Given request:
Begin with the first line of the material and copy each line word for word through the line that contains "h-screen flex-col overflow-hidden"; the pictures are left out.
══ Data lines
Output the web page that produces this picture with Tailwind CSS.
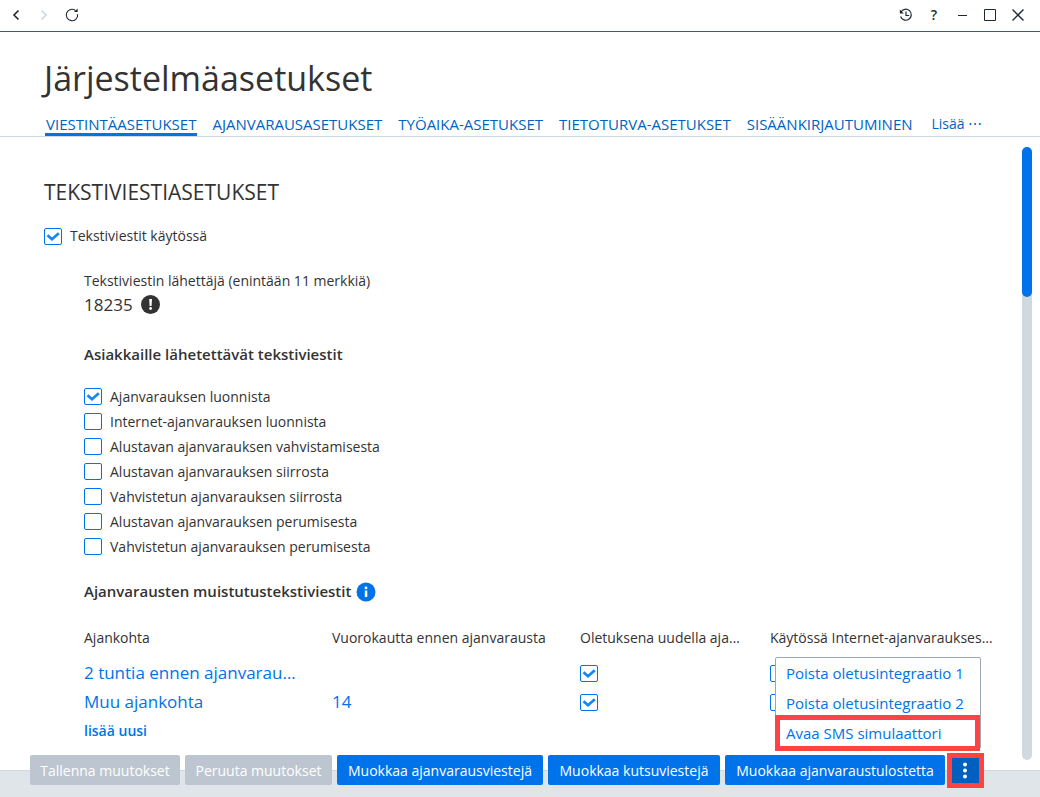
<!DOCTYPE html>
<html lang="fi">
<head>
    <meta charset="UTF-8">
    <meta name="viewport" content="width=device-width, initial-scale=1.0">
    <title>Järjestelmäasetukset</title>
    <script src="https://cdn.jsdelivr.net/npm/@tailwindcss/browser@4"></script>
</head>
<body class="flex h-screen flex-col overflow-hidden bg-white font-['Open_Sans','Noto_Sans',sans-serif] text-sm text-[#333333]">

    <!-- Window bar -->
    <div class="flex h-8 shrink-0 items-center justify-between border-b border-[#3b5998] px-2 pb-0.5 text-[#1f2933]">
        <div class="flex items-center gap-3">
            <button aria-label="Takaisin" class="size-4">
                <svg class="size-4" viewBox="0 0 16 16" fill="none" stroke="currentColor" stroke-width="1.6"><path d="M10.5 3.5 6 8l4.5 4.5"/></svg>
            </button>
            <button aria-label="Eteenpäin" class="size-4 text-[#ccd6e0]" disabled>
                <svg class="size-4" viewBox="0 0 16 16" fill="none" stroke="currentColor" stroke-width="1.6"><path d="M5.5 3.5 10 8l-4.5 4.5"/></svg>
            </button>
            <button aria-label="Päivitä" class="size-4">
                <svg class="size-4" viewBox="0 0 16 16" fill="none" stroke="currentColor" stroke-width="1.1"><path d="M13.6 7.2A5.700 5.700 0 1 1 11.600 3.600"/><path d="M10 5h3.600V1.500z" fill="currentColor" stroke="none"/></svg>
            </button>
        </div>
        <div class="flex items-center gap-3 pr-1.5">
            <button aria-label="Historia" class="size-4">
                <svg class="size-4" viewBox="0 0 16 16" fill="none" stroke="currentColor" stroke-width="1.2"><path d="M2.900 5.200A5.500 5.500 0 1 1 2.600 9.500"/><path d="M8 4.500V8.500h3.200"/><path d="M1.800 2.500v4h4z" fill="currentColor" stroke="none"/></svg>
            </button>
            <button aria-label="Ohje" class="size-4 text-sm leading-4 font-semibold">?</button>
            <button aria-label="Pienennä" class="size-4">
                <svg class="size-4" viewBox="0 0 16 16" stroke="currentColor"><path d="M4 8.500h9"/></svg>
            </button>
            <button aria-label="Suurenna" class="size-4">
                <svg class="size-4" viewBox="0 0 16 16" fill="none" stroke="currentColor"><path d="M2.500 2.500h11v11h-11z"/></svg>
            </button>
            <button aria-label="Sulje" class="size-4">
                <svg class="size-4" viewBox="0 0 16 16" stroke="currentColor" stroke-width="1.4"><path d="m2.500 2.500 11 11m0-11-11 11"/></svg>
            </button>
        </div>
    </div>

    <!-- Title and tabs -->
    <header class="shrink-0 border-b border-[#cfd8df] px-11 pt-[22px]">
        <h1 class="text-[34px] leading-[48px]">Järjestelmäasetukset</h1>
        <nav class="mt-[10px] flex gap-[14px] pl-px text-[15px] text-[#0063c2]">
            <a href="#" class="h-6 border-b-3 border-[#0073eb] px-px leading-6">VIESTINTÄASETUKSET</a>
            <a href="#" class="h-6 px-px leading-6">AJANVARAUSASETUKSET</a>
            <a href="#" class="h-6 px-px leading-6">TYÖAIKA-ASETUKSET</a>
            <a href="#" class="h-6 px-px leading-6">TIETOTURVA-ASETUKSET</a>
            <a href="#" class="h-6 px-px leading-6">SISÄÄNKIRJAUTUMINEN</a>
            <a href="#" class="h-6 px-1 text-sm leading-6">Lisää ⋯</a>
        </nav>
    </header>

    <div class="flex min-h-0 flex-1">
        <!-- Settings -->
        <main class="min-w-0 flex-1 overflow-hidden pt-[39px] pl-11">
            <h2 class="text-[21px] leading-8">TEKSTIVIESTIASETUKSET</h2>
            <label class="mt-4 flex h-6 items-center gap-2">
                <span class="relative flex">
                    <input type="checkbox" checked class="peer h-[17px] w-[18px] appearance-none rounded-xs border border-[#0073eb] bg-white">
                    <svg class="absolute inset-0 hidden h-[17px] w-[18px] peer-checked:block" viewBox="0 0 18 17" fill="none" stroke="#1487f5" stroke-width="2.8"><path d="m3.500 7.200 4.500 4 6.800-5.900"/></svg>
                </span>
                Tekstiviestit käytössä
            </label>

            <div class="pl-10">
                <div class="mt-[21px] leading-6">Tekstiviestin lähettäjä (enintään 11 merkkiä)</div>
                <div class="flex h-6 items-center gap-2 text-[17px]">
                    18235
                    <svg class="size-5" viewBox="0 0 20 20"><circle cx="9.5" cy="9.500" r="9.500" fill="#333"/><path d="M8.200 4h2.800l-.4 7H8.600z" fill="#fff"/><circle cx="9.600" cy="13.500" r="1.400" fill="#fff"/></svg>
                </div>

                <h3 class="mt-[25px] text-[15px] leading-6 font-semibold">Asiakkaille lähetettävät tekstiviestit</h3>
                <div id="messages" class="mt-[18px]">
                    <label class="flex h-[25px] items-center gap-2">
                        <span class="relative flex">
                            <input type="checkbox" class="peer h-[17px] w-[18px] appearance-none rounded-xs border border-[#0073eb] bg-white">
                            <svg class="absolute inset-0 hidden h-[17px] w-[18px] peer-checked:block" viewBox="0 0 18 17" fill="none" stroke="#1487f5" stroke-width="2.8"><path d="m3.500 7.200 4.500 4 6.800-5.900"/></svg>
                        </span>
                        <span class="msg-text">Ajanvarauksen luonnista</span>
                    </label>
                </div>

                <div class="mt-[21px] flex h-6 items-center gap-[5px]">
                    <h3 class="text-[15px] font-semibold">Ajanvarausten muistutustekstiviestit</h3>
                    <svg class="size-5" viewBox="0 0 20 20"><circle cx="10" cy="10" r="9.500" fill="#0073eb"/><path d="M8.800 8.500h2.500v6.500H8.800z" fill="#fff"/><circle cx="10" cy="5.900" r="1.400" fill="#fff"/></svg>
                </div>

                <table class="mt-[21px] w-[912px] table-fixed text-left">
                    <thead>
                        <tr class="h-[26px]">
                            <th class="w-[248px] font-normal">Ajankohta</th>
                            <th class="w-[248px] font-normal">Vuorokautta ennen ajanvarausta</th>
                            <th class="w-[190px] truncate pr-7 font-normal">Oletuksena uudella ajanvarauksella</th>
                            <th class="truncate font-normal">Käytössä Internet-ajanvarauksessa</th>
                        </tr>
                    </thead>
                    <tbody class="text-[17px] text-[#0073eb]">
                        <tr class="h-2"></tr>
                        <tr class="h-[29px]">
                            <td class="truncate pr-9"><a href="#">2 tuntia ennen ajanvarausta</a></td>
                            <td></td>
                            <td>
                                <span class="relative flex">
                                    <input type="checkbox" checked aria-label="Oletuksena, 2 tuntia ennen" class="peer h-[17px] w-[18px] appearance-none rounded-xs border border-[#0073eb] bg-white">
                                    <svg class="absolute top-0 left-0 hidden h-[17px] w-[18px] peer-checked:block" viewBox="0 0 18 17" fill="none" stroke="#1487f5" stroke-width="2.8"><path d="m3.500 7.200 4.500 4 6.800-5.900"/></svg>
                                </span>
                            </td>
                            <td><input type="checkbox" aria-label="Internet, 2 tuntia ennen" class="block h-[17px] w-[18px] appearance-none rounded-xs border border-[#0073eb] bg-white"></td>
                        </tr>
                        <tr class="h-[29px]">
                            <td class="truncate pr-9"><a href="#">Muu ajankohta</a></td>
                            <td>14</td>
                            <td>
                                <span class="relative flex">
                                    <input type="checkbox" checked aria-label="Oletuksena, muu ajankohta" class="peer h-[17px] w-[18px] appearance-none rounded-xs border border-[#0073eb] bg-white">
                                    <svg class="absolute top-0 left-0 hidden h-[17px] w-[18px] peer-checked:block" viewBox="0 0 18 17" fill="none" stroke="#1487f5" stroke-width="2.8"><path d="m3.500 7.200 4.500 4 6.800-5.900"/></svg>
                                </span>
                            </td>
                            <td><input type="checkbox" aria-label="Internet, muu ajankohta" class="block h-[17px] w-[18px] appearance-none rounded-xs border border-[#0073eb] bg-white"></td>
                        </tr>
                    </tbody>
                </table>
                <button class="h-7 font-semibold text-[#0073eb]">lisää uusi</button>
            </div>
        </main>

        <!-- Scrollbar -->
        <div class="mt-[10px] mr-2 mb-[10px] w-[10px] shrink-0 rounded-full bg-[#d1d9e0]">
            <div class="h-[150px] rounded-full bg-[#0073eb]"></div>
        </div>
    </div>

    <!-- Footer actions -->
    <footer class="flex h-[27px] shrink-0 items-center border-t border-[#cfd8df] bg-[#e0e5e9] pl-[30px] text-white">
        <div class="flex -translate-y-[14px] items-center gap-[5px]">
            <button disabled class="h-[30px] w-[150px] rounded-xs bg-[#bdc6d0] pt-0.5">Tallenna muutokset</button>
            <button disabled class="h-[30px] w-[147px] rounded-xs bg-[#bdc6d0] pt-0.5">Peruuta muutokset</button>
            <button class="h-[30px] w-[206px] rounded-xs bg-[#0073eb] pt-0.5">Muokkaa ajanvarausviestejä</button>
            <button class="h-[30px] w-[172px] rounded-xs bg-[#0073eb] pt-0.5">Muokkaa kutsuviestejä</button>
            <button class="h-[30px] w-[220px] rounded-xs bg-[#0073eb] pt-0.5">Muokkaa ajanvaraustulostetta</button>
            <div class="relative -ml-[3px]">
                <button aria-label="Lisää toimintoja" class="flex h-[35px] w-[37px] items-center justify-center border-5 border-[#ff4343] bg-[#0060c0] pr-0.5">
                    <svg class="h-[17px] w-1" viewBox="0 0 4 17" fill="#fff"><circle cx="2" cy="2.500" r="2"/><circle cx="2" cy="8.500" r="2"/><circle cx="2" cy="14.500" r="2"/></svg>
                </button>
                <!-- Popup menu -->
                <div class="absolute right-[3px] bottom-full mb-1 flex w-[206px] flex-col rounded-xs border border-[#9aa8b4] bg-white text-[15px] text-[#0073eb]">
                    <button class="h-[30px] px-[10px] pt-0.5 text-left">Poista oletusintegraatio 1</button>
                    <button class="h-[30px] px-[10px] pt-0.5 text-left">Poista oletusintegraatio 2</button>
                    <button class="relative h-[30px] px-[10px] pt-0.5 text-left">
                        Avaa SMS simulaattori
                        <span class="absolute -inset-y-[3px] right-0 -left-px border-5 border-[#ff4343]"></span>
                    </button>
                </div>
            </div>
        </div>
    </footer>

    <script>
        const messages = document.getElementById('messages');
        const firstRow = messages.querySelector('label');

        const otherMessages = [
            'Internet-ajanvarauksen luonnista',
            'Alustavan ajanvarauksen vahvistamisesta',
            'Alustavan ajanvarauksen siirrosta',
            'Vahvistetun ajanvarauksen siirrosta',
            'Alustavan ajanvarauksen perumisesta',
            'Vahvistetun ajanvarauksen perumisesta'
        ];

        otherMessages.forEach(text => {
            const row = firstRow.cloneNode(true);
            row.querySelector('.msg-text').textContent = text;
            messages.appendChild(row);
        });

        // Only the first message is on by default
        firstRow.querySelector('input').checked = true;
    </script>

</body>
</html>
════
Task response:
Output the web page that produces this picture with Tailwind CSS.
<!DOCTYPE html>
<html lang="fi">
<head>
    <meta charset="UTF-8">
    <meta name="viewport" content="width=device-width, initial-scale=1.0">
    <title>Järjestelmäasetukset</title>
    <script src="https://cdn.jsdelivr.net/npm/@tailwindcss/browser@4"></script>
</head>
<body class="flex h-screen flex-col overflow-hidden bg-white font-['Open_Sans','Noto_Sans',sans-serif] text-sm text-[#333333]">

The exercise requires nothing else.